Amal’s performance that night, with its narrative of a weary child’s peregrination through Dumbo to the glass-walled carousel in Brooklyn Bridge Park, should have been delicate and gorgeous. But from the moment she set off from the walk’s starting point, a triangle in the shadow of the Manhattan Bridge, something was wrong.

It wasn’t only that the hundreds of us were too many for the narrow cobblestone streets; the spirit of the evening was off, too. In that most Instagrammable of the city’s neighborhoods, the focus of the crowd was palpably on getting the shot — and Amal, in that lighting, did look glorious. (She stopped, lingeringly, in precisely the ultra-photogenic spot that’s illustrated on the cover of the current issue of The New Yorker.)

But this wasn’t the joyous welcome of an attentive audience; it felt like a flash mob that had gotten out of hand. And when we reached the carousel — an elevated and brilliantly illuminated space that should have made an ideal stage — it was so surrounded by people that the performance was impossible to see unless you were up front. Even being 12 feet tall couldn’t help Amal there.

The creepiest thing about that evening’s walk, though, was the sense that allegiance had been replaced by pursuit.
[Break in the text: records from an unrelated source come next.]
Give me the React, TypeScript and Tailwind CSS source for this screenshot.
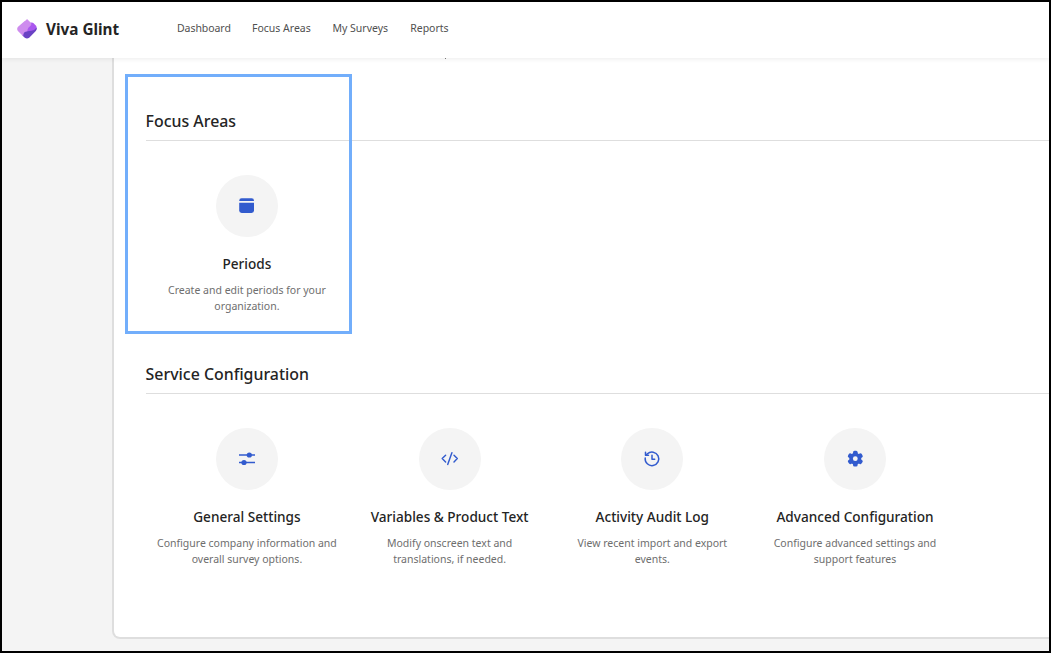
import type { ReactNode } from "react";

type Tile = { title: string; lines: [string, string]; icon: ReactNode };

function Logo() {
  return (
    <svg className="h-5 w-5 shrink-0" viewBox="0 0 20 20">
      <path d="M8 9L12.6 4.3Q14.8 2.8 16.6 4.3L18.8 6.5Q20.2 8.4 19.2 10.4L16 14L6 14Z" fill="#aa58ef" />
      <path d="M19.7 8.4Q20 10.6 18.8 12L12.2 18.8Q10 20.4 7.8 18.8L5.4 16.4Q5.4 13.2 8.8 12.6L14.5 11.7Q17.6 11.3 19.7 8.4Z" fill="#6a42c4" />
      <path d="M10 0L13.9 3.8Q14.8 5 13.8 6.4L11.4 8.8Q10.5 10 10.3 12.2L9 12.6Q6.3 13.2 6.2 17.2L.9 12Q-.5 10.2 .8 8L7.4 2.2Q9.3 1.2 10 0Z" fill="#ce8cee" />
    </svg>
  );
}

const calendar = (
  <svg className="h-4 w-4" viewBox="0 0 16 16" fill="#325bce">
    <path d="M.2 3.1V2.7Q.2.3 2.6.3H12.6Q15 .3 15 2.7V3.1Z" />
    <path d="M.2 4.8H15V12.6Q15 15 12.6 15H2.6Q.2 15 .2 12.6Z" />
  </svg>
);

const sliders = (
  <svg className="h-4 w-4" viewBox="0 0 16 16" fill="#325bce">
    <path d="M-.4 3.3H16V4.7H-.4ZM-.4 10.8H16V12.2H-.4Z" />
    <circle cx="10.3" cy="4" r="2.6" />
    <circle cx="5" cy="11.5" r="2.6" />
  </svg>
);

const code = (
  <svg className="h-[18px] w-[18px]" viewBox="0 0 18 18" fill="none" stroke="#325bce" strokeWidth="1.45" strokeLinecap="round" strokeLinejoin="round">
    <path d="M4.6 5.3L1.2 8.6L4.6 11.9M13 5.3L16.3 8.6L13 11.9M10.9 2.7L6.7 14.4" />
  </svg>
);

const history = (
  <svg className="h-[18px] w-[18px]" viewBox="0 0 18 18" fill="none" stroke="#325bce" strokeWidth="1.5" strokeLinecap="round" strokeLinejoin="round">
    <path d="M2.2 8.1A6.8 6.8 0 1 0 4.4 3.8L2.9 5.3" />
    <path d="M2.5 2.2V5.2H5.5M9 5.2V9.3H11.7" />
  </svg>
);

const gear = (
  <svg className="h-[18px] w-[18px]" viewBox="0 0 18 18">
    <g fill="#325bce">
      <circle cx="9.3" cy="8.7" r="6" />
      <rect x="7" y=".8" width="4.6" height="15.8" rx="1.5" />
      <rect x="7" y=".8" width="4.6" height="15.8" rx="1.5" transform="rotate(60 9.3 8.7)" />
      <rect x="7" y=".8" width="4.6" height="15.8" rx="1.5" transform="rotate(-60 9.3 8.7)" />
    </g>
    <circle cx="9.3" cy="8.7" r="2.4" fill="#f4f4f4" />
  </svg>
);

const focusTiles: Tile[] = [
  { title: "Periods", lines: ["Create and edit periods for your", "organization."], icon: calendar },
];

const serviceTiles: Tile[] = [
  { title: "General Settings", lines: ["Configure company information and", "overall survey options."], icon: sliders },
  { title: "Variables & Product Text", lines: ["Modify onscreen text and", "translations, if needed."], icon: code },
  { title: "Activity Audit Log", lines: ["View recent import and export", "events."], icon: history },
  { title: "Advanced Configuration", lines: ["Configure advanced settings and", "support features"], icon: gear },
];

function TileCard({ tile }: { tile: Tile }) {
  return (
    <div className="flex w-[202.7px] shrink-0 flex-col items-center whitespace-nowrap text-center">
      <div className="flex h-[62px] w-[62px] items-center justify-center rounded-full bg-[#f4f4f4]">{tile.icon}</div>
      <h3 className="mt-[17px] text-[13.6px] font-[550] leading-5 text-[#242424]">{tile.title}</h3>
      <p className="mt-2 text-[10.5px] leading-4 text-[#6e6e6e]">
        {tile.lines[0]}
        <br />
        {tile.lines[1]}
      </p>
    </div>
  );
}

function Section({ title, tiles, className }: { title: string; tiles: Tile[]; className: string }) {
  return (
    <section className={className}>
      <h2 className="h-[30px] border-b border-[#dedede] text-[15.9px] font-[540] leading-5 text-[#242424]">{title}</h2>
      <div className="mt-[34px] flex">
        {tiles.map((t) => (
          <TileCard key={t.title} tile={t} />
        ))}
      </div>
    </section>
  );
}

export default function App() {
  return (
    <div className="relative flex h-[653px] w-[1051px] flex-col overflow-hidden border-2 border-black bg-[#f4f4f4] font-['Noto_Sans','Open_Sans',sans-serif]">
      <header className="z-10 flex h-14 shrink-0 items-center bg-white pb-[2px] pl-[15px] shadow-[0_1px_5px_rgba(0,0,0,0.08)]">
        <Logo />
        <span className="ml-[9px] w-[131px] whitespace-nowrap text-[15.3px] font-bold leading-5 text-[#242424]">Viva Glint</span>
        <nav className="flex -translate-y-px whitespace-nowrap text-[10.5px] leading-4 text-[#505050]">
          <a className="w-[75px] tracking-[-0.06px]">Dashboard</a>
          <a className="w-[80.5px]">Focus Areas</a>
          <a className="w-[77.7px]">My Surveys</a>
          <a>Reports</a>
        </nav>
      </header>
      <main className="flex min-h-0 flex-1 pl-[110px]">
        <div className="-mr-3 h-[581px] flex-1 rounded-bl-lg border-2 border-t-0 border-[#dedede] bg-white pl-[31.6px]">
          <Section title="Focus Areas" tiles={focusTiles} className="pt-[53px]" />
          <Section title="Service Configuration" tiles={serviceTiles} className="pt-[50px]" />
        </div>
      </main>
      <div className="absolute left-[443px] top-[56px] z-20 h-px w-px bg-[#777777]" />
      <div className="absolute left-[123px] top-[72px] h-[260px] w-[227px] border-[3px] border-[#72aefb]" />
    </div>
  );
}
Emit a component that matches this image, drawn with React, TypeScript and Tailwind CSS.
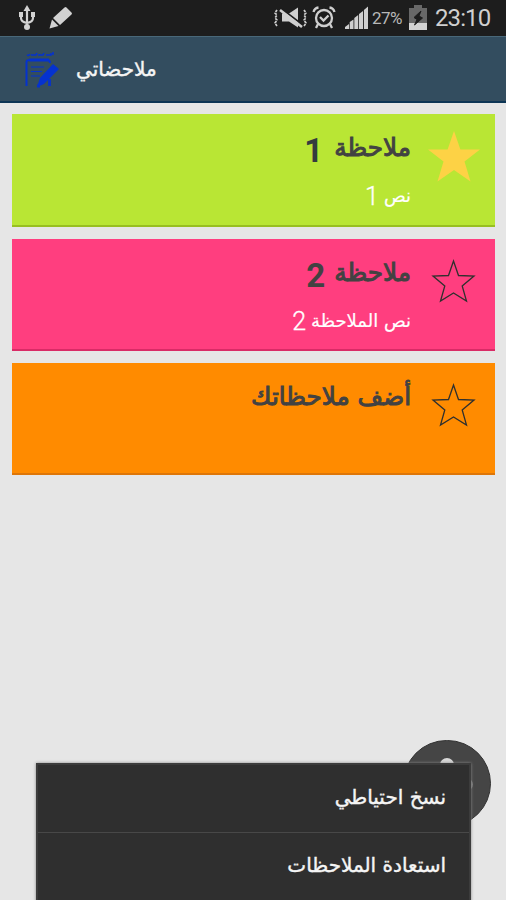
import type { ReactNode } from "react";

const ARABIC = "font-['DejaVu_Sans',sans-serif]";

type Note = {
  title: string;
  digit?: string;
  body?: string;
  digitClass?: string;
  card: string;
  starred?: boolean;
};

const notes: Note[] = [
  { title: "ملاحظة", digit: "1", body: "نص", digitClass: "text-[#343b3e] mr-[11px]", card: "mt-[11px] h-[113px] bg-[#b9e634] border-[#98bf20]", starred: true },
  { title: "ملاحظة", digit: "2", body: "نص الملاحظة", digitClass: "text-[#424242] mr-[9px]", card: "mt-3 h-[112px] bg-[#ff3e7f] border-[#d92b66]" },
  { title: "أضف ملاحظاتك", card: "mt-3 h-[112px] bg-[#ff8b00] border-[#de7608]" },
];

function UsbIcon() {
  return (
    <svg width="18" height="26" viewBox="0 0 18 26" fill="none" stroke="#d2d2d2" strokeWidth="2.2">
      <path d="M9 4v19M3 10v3q0 4 6 5M15 10v3q0 4-6 5" />
      <path d="M9 0l3.500 6h-7z" fill="#d2d2d2" stroke="none" />
      <path d="M1 7h4v5H1zM13 7h4v5h-4z" fill="#d2d2d2" stroke="none" />
      <circle cx="9" cy="22" r="3" fill="#d2d2d2" stroke="none" />
    </svg>
  );
}

function PencilIcon() {
  return (
    <svg width="24" height="24" viewBox="0 0 24 24" fill="#d2d2d2">
      <path d="M15.500 1.500q1-1 2 0l5 5q1 1 0 2L11 19 4 12z" />
      <path d="M3 13.500L9.500 20 0.500 22.500z" />
    </svg>
  );
}

function MuteIcon() {
  return (
    <svg width="34" height="22" viewBox="0 0 34 22" fill="none" stroke="#cfcfcf" strokeWidth="1.700">
      <path d="M3 3l-2 3 2 2-2 3 2 2-2 3 2 3M30 3l2 3-2 2 2 3-2 2 2 3-2 3" strokeDasharray="2.500 1" />
      <path d="M8 6.500h7l9-6v20l-9-6H8z" fill="#cfcfcf" stroke="none" />
      <path d="M6.500 1l21 16" stroke="#1d1d1d" strokeWidth="1.600" />
      <path d="M6 3l22 17" strokeWidth="2.600" />
    </svg>
  );
}

function AlarmIcon() {
  return (
    <svg width="24" height="24" viewBox="0 0 24 24" fill="none" stroke="#cfcfcf" strokeWidth="2.300">
      <circle cx="12" cy="12" r="8" />
      <path d="M1.500 6q1-4 5-4.500M22.500 6q-1-4-5-4.500M6 18l-2 4M18 18l2 4M8 11l3.500 3.500 5-5" />
    </svg>
  );
}

function SignalIcon() {
  return (
    <svg width="24" height="24" viewBox="0 0 24 24" fill="#cfcfcf">
      <path d="M0 23v-2l4-3v5zM4.700 23v-7l3.800-2.500V23zM9.300 23V12l3.900-3v14zM14 23V8l4-3v18zM18.900 23V4L23 .5V23z" />
    </svg>
  );
}

function BatteryIcon() {
  return (
    <svg width="18" height="26" viewBox="0 0 18 26">
      <path d="M5 0h8v3h5v15H0V3h5z" fill="#686868" />
      <path d="M0 18h18v7H0z" fill="#d2d2d2" />
      <path d="M12 6l-7 6.500 3 2L5.500 20l8-7-3.500-2z" fill="#1d1d1d" stroke="#1d1d1d" />
    </svg>
  );
}

function NotebookIcon() {
  return (
    <svg width="34" height="38" viewBox="0 0 34 38" fill="none" stroke="#0532cf" strokeWidth="2">
      <path d="M2 5q2 1 3-1m1 1h5l1-2m1 2h5l1-2m2 2h5V3m2 2V2" strokeWidth="1.600" />
      <path d="M1.500 36V12q0-2 3-2h18q2.500 0 2.500 3" strokeWidth="2" />
      <path d="M4 10h20M24.500 29v7M12 36h3" strokeWidth="2.800" />
      <path d="M6 17h13M6 21.500h11M6 26h9" strokeWidth="1.100" />
      <path d="M28 14l6 5-15 15-7 3 3-9z" fill="#0532cf" stroke="none" />
    </svg>
  );
}

function Star({ filled }: { filled?: boolean }) {
  return filled ? (
    <svg width="54" height="54" viewBox="0 0 54 54" fill="#fdd245">
      <path d="M27 1l6.400 18.500H53L37.500 31.500l6 20L27 40 10.500 51.500l6-20L1 19.500h19.600z" />
    </svg>
  ) : (
    <svg width="54" height="54" viewBox="0 0 54 54" fill="none" stroke="#30302e" strokeWidth="1.300">
      <path d="M26.500 6l5 14.500 15.500.5-11.800 10L39.500 46l-13-8-13 8 4.300-15L6 21l15.500-.5z" />
    </svg>
  );
}

function StatusBar() {
  return (
    <div className="flex h-9 items-center bg-[#1d1d1d] pl-[18px] pr-[14px] font-[Roboto,sans-serif] text-[#d0d0d0]">
      <UsbIcon />
      <span className="ml-[13px]"><PencilIcon /></span>
      <span className="ml-auto"><MuteIcon /></span>
      <span className="ml-[4px]"><AlarmIcon /></span>
      <span className="ml-[9px]"><SignalIcon /></span>
      <span className="ml-[3px] w-[33px] pt-[2px] text-[17px] tracking-[-0.6px] text-[#b8b8b8]">27%</span>
      <span className="ml-[4px]"><BatteryIcon /></span>
      <span className="ml-[8px] w-[57px] text-[24px] tracking-[-0.900px]">23:10</span>
    </div>
  );
}

function NoteCard({ note }: { note: Note }) {
  return (
    <div dir="rtl" className={`flex border-b-2 pr-[14px] ${note.card}`}>
      <div className="mt-4 h-[54px] w-[54px]"><Star filled={note.starred} /></div>
      <div className="mr-4">
        <div className="flex h-[52px] items-start pt-[14px] text-[#424242]">
          <span className={`${ARABIC} text-[24.700px] leading-10 [-webkit-text-stroke-width:1px]`}>{note.title}</span>
          {note.digit && <span className={`pt-[3px] font-[Roboto,sans-serif] text-[33px] font-bold leading-10 ${note.digitClass}`}>{note.digit}</span>}
        </div>
        {note.body && (
          <div className="flex items-start gap-[5px] pt-[14px] text-white">
            <span className={`${ARABIC} text-[18px] leading-8 [-webkit-text-stroke-width:0.2px]`}>{note.body}</span>
            <span className="pt-px font-[Roboto,sans-serif] text-[25px] font-light leading-8 [-webkit-text-stroke-width:0.3px]">{note.digit}</span>
          </div>
        )}
      </div>
    </div>
  );
}

function MenuItem({ children }: { children: ReactNode }) {
  return (
    <div dir="rtl" className={`${ARABIC} flex h-[68px] items-center border-b border-[#484848] pr-[23px] pb-1 text-[20px] text-[#f5f5f5] [-webkit-text-stroke-width:0.4px]`}>
      {children}
    </div>
  );
}

export default function App() {
  return (
    <div className="relative h-[900px] w-[506px] overflow-hidden bg-[#e6e6e6]">
      <StatusBar />
      <header className="flex h-[67px] items-center border-t border-b-2 border-t-[#496879] border-b-[#0d3555] bg-[#334d5f] pl-[25px]">
        <NotebookIcon />
        <h1 dir="rtl" className={`${ARABIC} ml-[17px] pb-px text-[20px] text-[#f5f5f5] [-webkit-text-stroke-width:0.4px]`}>ملاحضاتي</h1>
      </header>
      <main className="pl-3 pr-[11px]">
        {notes.map((note, i) => <NoteCard key={i} note={note} />)}
      </main>

      {/* add button, partly under the menu */}
      <div className="absolute left-[403px] top-[740px] h-[87px] w-[88px] rounded-full border border-[#333] bg-[#454545]">
        <span className="absolute left-[36px] top-[17px] h-[52px] w-[14px] rounded-full bg-[#d9d9d9]" />
        <span className="absolute left-[18px] top-[37px] h-[13px] w-[51px] rounded-full bg-[#777]" />
      </div>
      <div className="absolute left-[36px] top-[763px] h-[140px] w-[435px] border-2 border-[#3c3c3c] bg-[#2f2f2f] shadow-[0_0_3px_#888]">
        <MenuItem>نسخ احتياطي</MenuItem>
        <MenuItem>استعادة الملاحظات</MenuItem>
      </div>
    </div>
  );
}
It had the feeling of a hunt, with the puppet refugee as quarry. People jostled for position, cut in front of one another, tried to anticipate where Amal was going and get there first.

And so I wonder, a little worriedly, with Saturday’s walk across the Brooklyn Bridge coming right up: Are we ruining Little Amal for ourselves?

There may be no solution to the problem of the sheer numbers she draws, especially when the vistas promise to be breathtaking. But one tenet of theater suggests a way to better experience her live.

Be present.

Shoot a few photos if you like, a snippet of video. But mostly, just put down your camera, put away your phone. Be there, in the moment, walking with her. And feel.